El escritor barcelonés Mauricio Wiesenthal dio una excelente clave cuando señaló que «el español es más moderno que el castellano». Este remite a apenas un 4% de los usuarios de un idioma que no es europeo, sino americano, hace mucho tiempo. Que se escapó hace rato del alcance de quienes en España y Europa lo marginan, pues forma parte de la globalización como segundo idioma universal. Después de México, Colombia y Estados Unidos, la antigua metrópoli, España, es el cuarto país en número de usuarios. Pero el dato estadístico se debe completar con lo cualitativo. En México los indígenas exigen enseñanza en español para no seguir siendo ciudadanos de segunda clase, marginados y pobres.

En Colombia se fomentan industrias culturales, del libro al culebrón, en español para todos los continentes. En Estados Unidos, el prestigioso analista Nicholas Christoff, dos veces premio Pulitzer, titulaba una columna en el New York Times: «Primero aprende español, luego estudia chino». Sus argumentos son muy interesantes, porque están basados en un ejercicio de prospectiva, no están lastrados por las ficciones de corto plazo que nos ahogan: son verdaderos y prácticos, dan de comer y crean puestos de trabajo. Tras constatar que el aprendizaje de chino -una lengua que él habla- acompaña a las clases de violín como símbolo de estatus, no duda en señalar «la suprema importancia de que nuestros niños aprendan español». ¿Motivos? Los hispanos representan el 16% de la población de Estados Unidos, pero en 2019 serán el 29%; las vinculaciones con la América hispana por negocios, turismo y jubilaciones se incrementarán; es una lengua que se puede adquirir mediante un esfuerzo razonable: «Aprender chino equivale a hacer una carrera, pero el español sirve en la vida cotidiana, tanto si eres mecánico como presidente».

Los razonamientos de Christoff hablan del mundo que viene, no del que se fue o nunca existió.

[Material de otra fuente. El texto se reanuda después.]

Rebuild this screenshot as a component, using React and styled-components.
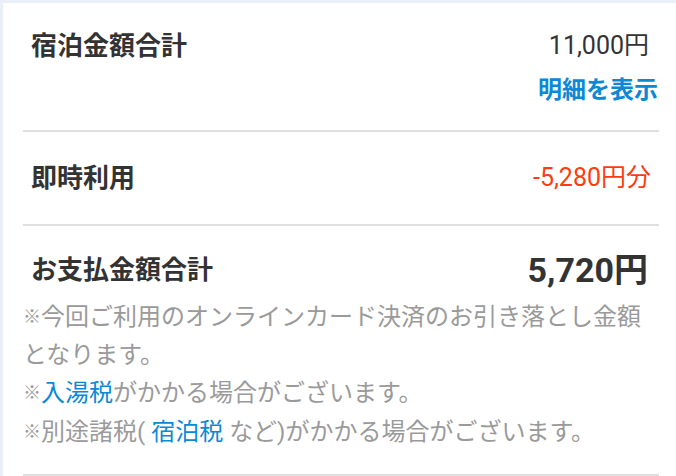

Por eso dejan al descubierto demasiadas mezquindades. Desde la exigua financiación del Instituto Cervantes, a la pacata limitación de sus proyecciones culturales e institucionales. Y hasta el último fracaso en la defensa (¿?) del español en la UE, con la concesión a Hamburgo de la sede de la Fundación con América Latina. ¿Sabrán en la patria de la hamburguesa dónde se encuentra, o habrá que enviarles un mapa desde Sevilla, Cádiz o Tenerife, donde nació el acento del español americano, para que no se pierdan?